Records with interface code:
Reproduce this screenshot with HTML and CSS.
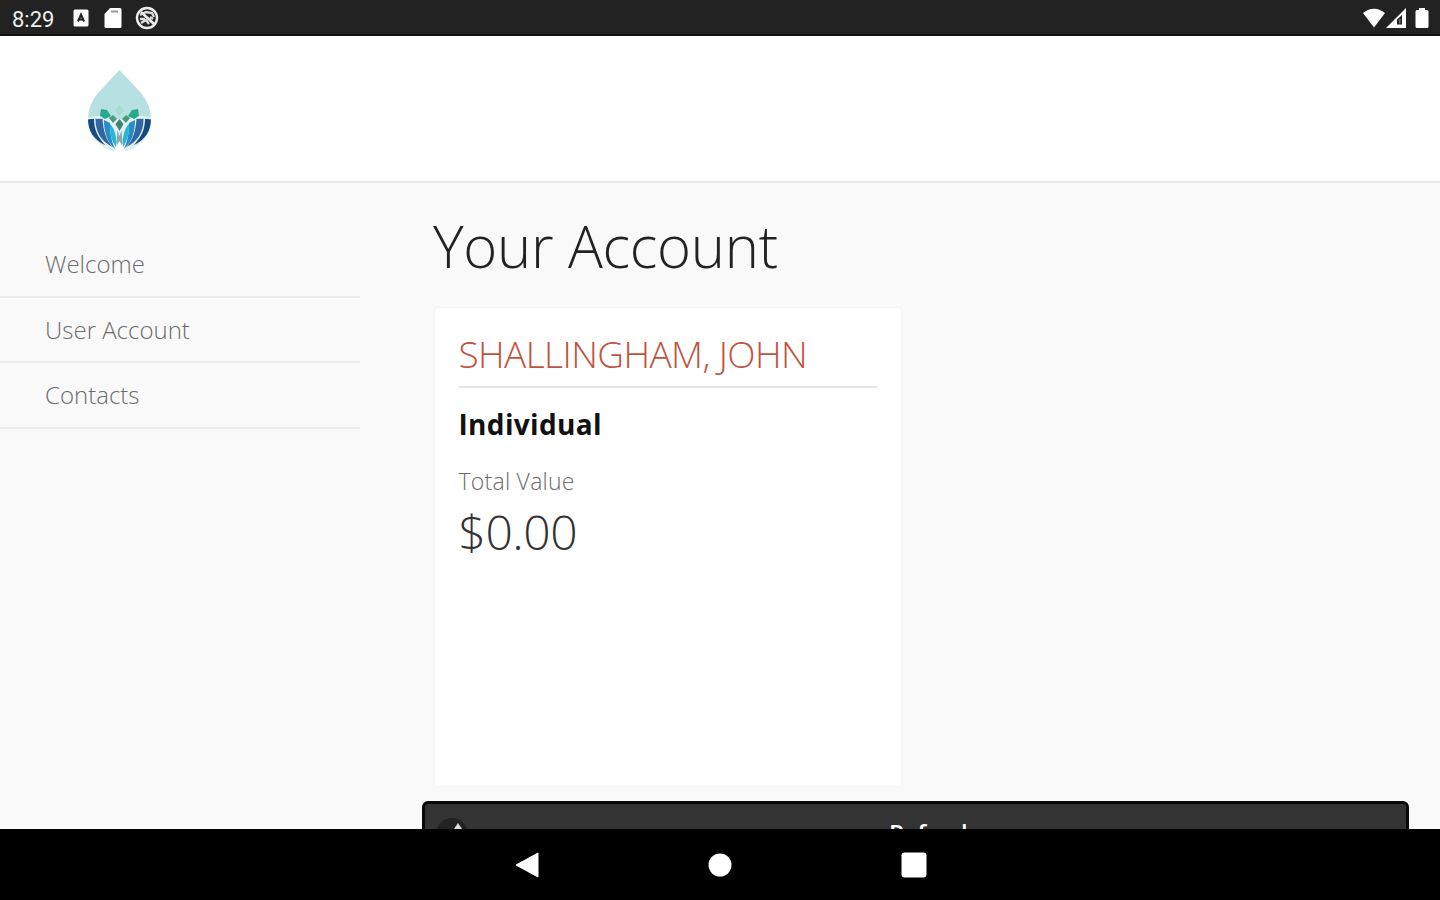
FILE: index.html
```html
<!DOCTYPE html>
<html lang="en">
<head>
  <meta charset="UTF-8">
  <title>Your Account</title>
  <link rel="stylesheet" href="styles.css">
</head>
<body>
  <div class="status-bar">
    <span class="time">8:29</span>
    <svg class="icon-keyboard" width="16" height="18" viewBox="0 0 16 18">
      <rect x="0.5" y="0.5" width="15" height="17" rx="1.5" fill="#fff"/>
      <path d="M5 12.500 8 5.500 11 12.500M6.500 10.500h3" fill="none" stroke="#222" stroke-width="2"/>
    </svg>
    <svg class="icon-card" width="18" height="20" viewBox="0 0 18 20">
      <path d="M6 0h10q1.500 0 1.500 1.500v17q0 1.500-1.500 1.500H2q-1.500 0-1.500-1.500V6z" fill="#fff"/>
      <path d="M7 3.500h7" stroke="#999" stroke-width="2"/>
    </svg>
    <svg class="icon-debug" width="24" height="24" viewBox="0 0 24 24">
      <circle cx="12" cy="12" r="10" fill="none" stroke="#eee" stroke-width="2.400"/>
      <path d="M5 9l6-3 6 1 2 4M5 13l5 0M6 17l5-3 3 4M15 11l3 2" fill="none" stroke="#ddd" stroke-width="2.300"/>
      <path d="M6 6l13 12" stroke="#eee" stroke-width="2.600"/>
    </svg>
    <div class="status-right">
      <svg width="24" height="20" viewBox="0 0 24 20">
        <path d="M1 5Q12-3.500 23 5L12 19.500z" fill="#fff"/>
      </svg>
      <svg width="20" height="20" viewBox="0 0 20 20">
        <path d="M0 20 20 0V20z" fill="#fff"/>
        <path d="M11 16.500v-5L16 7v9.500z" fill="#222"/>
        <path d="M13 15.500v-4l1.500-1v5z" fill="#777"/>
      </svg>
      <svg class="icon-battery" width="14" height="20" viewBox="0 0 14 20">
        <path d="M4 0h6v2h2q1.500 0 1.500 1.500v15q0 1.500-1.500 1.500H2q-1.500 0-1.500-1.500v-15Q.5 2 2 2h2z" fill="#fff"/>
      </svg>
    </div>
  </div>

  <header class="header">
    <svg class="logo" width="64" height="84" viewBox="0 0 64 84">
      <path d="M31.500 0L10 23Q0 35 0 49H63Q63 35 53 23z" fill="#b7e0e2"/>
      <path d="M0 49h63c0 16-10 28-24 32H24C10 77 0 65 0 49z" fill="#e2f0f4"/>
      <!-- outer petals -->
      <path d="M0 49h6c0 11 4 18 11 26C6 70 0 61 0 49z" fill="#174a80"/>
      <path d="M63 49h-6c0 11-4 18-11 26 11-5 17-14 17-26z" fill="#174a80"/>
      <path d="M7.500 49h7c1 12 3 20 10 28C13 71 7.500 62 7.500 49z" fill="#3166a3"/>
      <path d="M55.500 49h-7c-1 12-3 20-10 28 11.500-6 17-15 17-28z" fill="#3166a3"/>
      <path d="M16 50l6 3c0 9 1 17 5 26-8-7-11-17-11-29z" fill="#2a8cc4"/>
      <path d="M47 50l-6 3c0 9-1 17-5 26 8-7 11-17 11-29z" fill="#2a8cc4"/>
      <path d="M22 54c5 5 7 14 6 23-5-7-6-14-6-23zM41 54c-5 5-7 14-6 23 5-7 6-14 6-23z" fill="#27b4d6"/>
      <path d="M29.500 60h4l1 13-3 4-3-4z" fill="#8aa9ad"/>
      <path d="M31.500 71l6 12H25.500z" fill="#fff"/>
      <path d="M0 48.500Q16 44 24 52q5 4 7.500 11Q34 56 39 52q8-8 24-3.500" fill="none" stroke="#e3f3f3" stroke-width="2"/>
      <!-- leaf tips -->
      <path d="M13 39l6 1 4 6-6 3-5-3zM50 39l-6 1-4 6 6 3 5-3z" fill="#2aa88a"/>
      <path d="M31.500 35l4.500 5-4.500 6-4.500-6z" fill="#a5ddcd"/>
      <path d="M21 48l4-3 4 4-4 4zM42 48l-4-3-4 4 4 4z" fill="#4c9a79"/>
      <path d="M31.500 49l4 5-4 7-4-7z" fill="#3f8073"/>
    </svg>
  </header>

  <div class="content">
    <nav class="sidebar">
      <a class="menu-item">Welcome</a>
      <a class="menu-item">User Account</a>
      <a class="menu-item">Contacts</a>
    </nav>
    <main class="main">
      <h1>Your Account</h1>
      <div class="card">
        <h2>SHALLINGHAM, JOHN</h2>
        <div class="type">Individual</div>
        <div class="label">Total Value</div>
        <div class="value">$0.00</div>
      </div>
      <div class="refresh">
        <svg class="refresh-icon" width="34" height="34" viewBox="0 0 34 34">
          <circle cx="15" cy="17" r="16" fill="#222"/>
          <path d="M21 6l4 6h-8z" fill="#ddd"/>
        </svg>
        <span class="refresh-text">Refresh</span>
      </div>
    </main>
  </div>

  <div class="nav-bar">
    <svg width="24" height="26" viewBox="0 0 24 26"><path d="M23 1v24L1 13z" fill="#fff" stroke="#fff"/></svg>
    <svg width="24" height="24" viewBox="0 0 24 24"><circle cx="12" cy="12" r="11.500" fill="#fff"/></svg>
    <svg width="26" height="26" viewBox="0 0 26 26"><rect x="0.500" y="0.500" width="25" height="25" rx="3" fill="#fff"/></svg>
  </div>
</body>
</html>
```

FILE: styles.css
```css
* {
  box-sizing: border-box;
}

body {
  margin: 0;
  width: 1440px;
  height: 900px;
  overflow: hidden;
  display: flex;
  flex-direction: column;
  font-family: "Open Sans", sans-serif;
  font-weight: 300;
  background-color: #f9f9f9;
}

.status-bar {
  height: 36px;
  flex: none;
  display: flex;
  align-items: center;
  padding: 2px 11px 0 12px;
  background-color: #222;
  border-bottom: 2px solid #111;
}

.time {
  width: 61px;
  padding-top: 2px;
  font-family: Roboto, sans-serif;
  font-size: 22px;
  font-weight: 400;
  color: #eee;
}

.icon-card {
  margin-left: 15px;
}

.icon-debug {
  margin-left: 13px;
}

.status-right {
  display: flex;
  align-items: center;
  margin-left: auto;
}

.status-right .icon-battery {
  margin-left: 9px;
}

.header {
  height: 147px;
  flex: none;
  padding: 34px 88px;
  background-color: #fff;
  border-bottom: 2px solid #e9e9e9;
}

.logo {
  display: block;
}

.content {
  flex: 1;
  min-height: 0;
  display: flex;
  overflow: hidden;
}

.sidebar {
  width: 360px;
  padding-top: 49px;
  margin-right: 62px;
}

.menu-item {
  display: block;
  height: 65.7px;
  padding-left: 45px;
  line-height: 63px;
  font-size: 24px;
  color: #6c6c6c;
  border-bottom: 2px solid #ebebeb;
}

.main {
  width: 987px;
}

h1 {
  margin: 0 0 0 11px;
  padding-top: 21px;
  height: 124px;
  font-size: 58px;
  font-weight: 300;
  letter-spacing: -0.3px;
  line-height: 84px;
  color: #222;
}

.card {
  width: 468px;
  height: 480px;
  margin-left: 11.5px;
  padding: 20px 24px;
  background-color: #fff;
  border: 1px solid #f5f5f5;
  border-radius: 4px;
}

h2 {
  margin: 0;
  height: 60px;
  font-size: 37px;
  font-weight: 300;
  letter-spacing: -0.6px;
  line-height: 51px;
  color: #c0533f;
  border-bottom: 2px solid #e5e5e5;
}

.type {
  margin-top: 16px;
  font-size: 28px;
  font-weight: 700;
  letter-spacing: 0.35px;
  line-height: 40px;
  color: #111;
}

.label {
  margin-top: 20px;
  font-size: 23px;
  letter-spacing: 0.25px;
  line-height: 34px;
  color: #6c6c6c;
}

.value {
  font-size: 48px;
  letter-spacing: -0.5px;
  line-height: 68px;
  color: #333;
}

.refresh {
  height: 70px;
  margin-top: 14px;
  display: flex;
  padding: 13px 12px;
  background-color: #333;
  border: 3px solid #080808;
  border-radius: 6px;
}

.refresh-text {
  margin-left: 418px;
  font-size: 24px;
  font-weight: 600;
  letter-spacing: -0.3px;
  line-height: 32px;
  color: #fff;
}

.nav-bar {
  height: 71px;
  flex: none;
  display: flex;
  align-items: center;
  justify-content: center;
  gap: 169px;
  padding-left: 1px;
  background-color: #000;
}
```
...
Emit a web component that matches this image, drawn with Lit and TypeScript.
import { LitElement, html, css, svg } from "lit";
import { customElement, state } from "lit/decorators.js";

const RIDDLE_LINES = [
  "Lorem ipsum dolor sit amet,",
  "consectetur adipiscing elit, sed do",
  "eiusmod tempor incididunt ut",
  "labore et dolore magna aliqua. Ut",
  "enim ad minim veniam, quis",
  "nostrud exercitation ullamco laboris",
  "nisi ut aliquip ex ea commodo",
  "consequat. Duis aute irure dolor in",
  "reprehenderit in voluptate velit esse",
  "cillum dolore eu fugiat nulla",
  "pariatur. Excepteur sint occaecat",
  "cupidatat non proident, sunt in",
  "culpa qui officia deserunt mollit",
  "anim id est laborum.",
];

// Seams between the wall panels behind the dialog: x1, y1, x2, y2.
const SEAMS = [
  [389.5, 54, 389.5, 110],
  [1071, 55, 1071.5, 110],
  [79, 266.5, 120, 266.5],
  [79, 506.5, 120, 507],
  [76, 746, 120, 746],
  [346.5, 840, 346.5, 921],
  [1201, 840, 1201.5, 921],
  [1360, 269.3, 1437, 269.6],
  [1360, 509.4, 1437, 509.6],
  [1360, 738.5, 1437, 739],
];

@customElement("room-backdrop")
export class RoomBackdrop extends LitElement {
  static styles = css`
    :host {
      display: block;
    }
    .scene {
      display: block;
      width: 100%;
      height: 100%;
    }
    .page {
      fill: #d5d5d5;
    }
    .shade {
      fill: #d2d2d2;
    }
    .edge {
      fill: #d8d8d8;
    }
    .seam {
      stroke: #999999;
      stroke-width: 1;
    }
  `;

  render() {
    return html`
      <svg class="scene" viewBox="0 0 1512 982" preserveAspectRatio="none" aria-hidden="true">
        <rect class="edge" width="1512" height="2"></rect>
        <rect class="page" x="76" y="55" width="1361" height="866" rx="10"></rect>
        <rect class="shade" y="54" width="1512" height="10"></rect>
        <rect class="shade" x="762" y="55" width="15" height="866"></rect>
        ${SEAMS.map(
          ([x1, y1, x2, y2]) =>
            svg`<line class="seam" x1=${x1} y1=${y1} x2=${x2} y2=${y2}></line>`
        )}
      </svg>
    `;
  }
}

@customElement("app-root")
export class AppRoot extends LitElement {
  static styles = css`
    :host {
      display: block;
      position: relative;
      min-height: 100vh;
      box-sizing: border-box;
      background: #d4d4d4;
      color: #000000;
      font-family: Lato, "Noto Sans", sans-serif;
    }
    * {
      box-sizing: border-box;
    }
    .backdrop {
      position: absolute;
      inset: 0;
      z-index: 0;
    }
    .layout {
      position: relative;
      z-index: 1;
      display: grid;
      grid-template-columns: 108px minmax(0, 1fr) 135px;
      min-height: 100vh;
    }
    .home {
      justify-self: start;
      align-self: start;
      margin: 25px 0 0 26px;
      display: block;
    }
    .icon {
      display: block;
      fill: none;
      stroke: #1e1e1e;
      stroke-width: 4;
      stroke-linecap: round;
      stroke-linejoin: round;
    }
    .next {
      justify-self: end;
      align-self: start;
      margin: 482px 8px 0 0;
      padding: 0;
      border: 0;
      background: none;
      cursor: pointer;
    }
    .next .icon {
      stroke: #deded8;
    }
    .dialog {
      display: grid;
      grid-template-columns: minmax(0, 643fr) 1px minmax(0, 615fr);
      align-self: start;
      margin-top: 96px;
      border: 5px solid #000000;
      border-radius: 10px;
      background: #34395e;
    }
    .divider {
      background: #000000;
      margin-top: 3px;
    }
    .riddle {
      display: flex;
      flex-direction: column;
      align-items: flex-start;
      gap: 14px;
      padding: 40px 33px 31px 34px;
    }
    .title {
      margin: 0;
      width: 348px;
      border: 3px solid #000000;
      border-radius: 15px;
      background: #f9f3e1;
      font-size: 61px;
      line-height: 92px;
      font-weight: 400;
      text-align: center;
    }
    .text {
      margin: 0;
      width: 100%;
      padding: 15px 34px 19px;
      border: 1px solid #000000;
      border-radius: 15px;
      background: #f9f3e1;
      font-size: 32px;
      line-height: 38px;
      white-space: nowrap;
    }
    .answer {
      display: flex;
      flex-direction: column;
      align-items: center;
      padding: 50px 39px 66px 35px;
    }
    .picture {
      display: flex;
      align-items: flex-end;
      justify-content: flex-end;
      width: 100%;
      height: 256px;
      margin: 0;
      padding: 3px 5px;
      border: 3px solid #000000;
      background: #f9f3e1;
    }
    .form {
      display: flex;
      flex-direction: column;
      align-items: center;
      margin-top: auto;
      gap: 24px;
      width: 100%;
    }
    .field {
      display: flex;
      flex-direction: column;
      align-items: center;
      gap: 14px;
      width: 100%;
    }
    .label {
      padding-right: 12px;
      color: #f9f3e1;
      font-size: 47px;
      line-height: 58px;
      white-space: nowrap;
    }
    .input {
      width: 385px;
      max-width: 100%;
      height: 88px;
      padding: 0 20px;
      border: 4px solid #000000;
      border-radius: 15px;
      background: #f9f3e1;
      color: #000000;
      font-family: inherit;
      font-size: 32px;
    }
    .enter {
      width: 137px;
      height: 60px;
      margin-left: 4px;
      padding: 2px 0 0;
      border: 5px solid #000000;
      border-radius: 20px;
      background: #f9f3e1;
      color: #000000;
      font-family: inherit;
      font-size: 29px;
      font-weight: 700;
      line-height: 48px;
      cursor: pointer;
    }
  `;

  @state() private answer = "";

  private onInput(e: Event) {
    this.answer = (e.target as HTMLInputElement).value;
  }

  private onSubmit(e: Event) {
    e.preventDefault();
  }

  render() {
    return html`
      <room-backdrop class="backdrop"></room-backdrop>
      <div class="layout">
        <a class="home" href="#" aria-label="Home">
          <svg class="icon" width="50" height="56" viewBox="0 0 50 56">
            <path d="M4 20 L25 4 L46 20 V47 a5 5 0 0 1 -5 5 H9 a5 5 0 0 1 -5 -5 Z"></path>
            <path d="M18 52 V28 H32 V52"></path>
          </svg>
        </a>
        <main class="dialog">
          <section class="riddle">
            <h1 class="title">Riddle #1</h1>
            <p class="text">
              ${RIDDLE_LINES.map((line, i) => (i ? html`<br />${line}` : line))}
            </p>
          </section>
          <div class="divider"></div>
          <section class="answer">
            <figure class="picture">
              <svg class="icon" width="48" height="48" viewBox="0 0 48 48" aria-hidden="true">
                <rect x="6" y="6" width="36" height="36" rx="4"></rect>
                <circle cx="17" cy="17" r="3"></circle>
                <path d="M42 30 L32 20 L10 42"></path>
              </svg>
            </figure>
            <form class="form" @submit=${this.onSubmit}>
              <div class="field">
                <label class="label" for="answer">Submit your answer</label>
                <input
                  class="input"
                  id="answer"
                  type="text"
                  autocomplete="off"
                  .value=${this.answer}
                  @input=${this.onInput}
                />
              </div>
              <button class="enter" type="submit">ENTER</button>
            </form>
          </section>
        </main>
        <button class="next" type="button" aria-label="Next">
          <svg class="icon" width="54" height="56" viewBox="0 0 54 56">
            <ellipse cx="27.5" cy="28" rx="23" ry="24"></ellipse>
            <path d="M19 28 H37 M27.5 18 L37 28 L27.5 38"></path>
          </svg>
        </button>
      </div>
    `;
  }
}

- **GIVEN TASK**:
Filter the listing above by the word "this"; copy each line that passes.

- **WRITTEN REPLY**:
Reproduce this screenshot with HTML and CSS.
Emit a web component that matches this image, drawn with Lit and TypeScript.
    this.answer = (e.target as HTMLInputElement).value;
            <form class="form" @submit=${this.onSubmit}>
                  .value=${this.answer}
                  @input=${this.onInput}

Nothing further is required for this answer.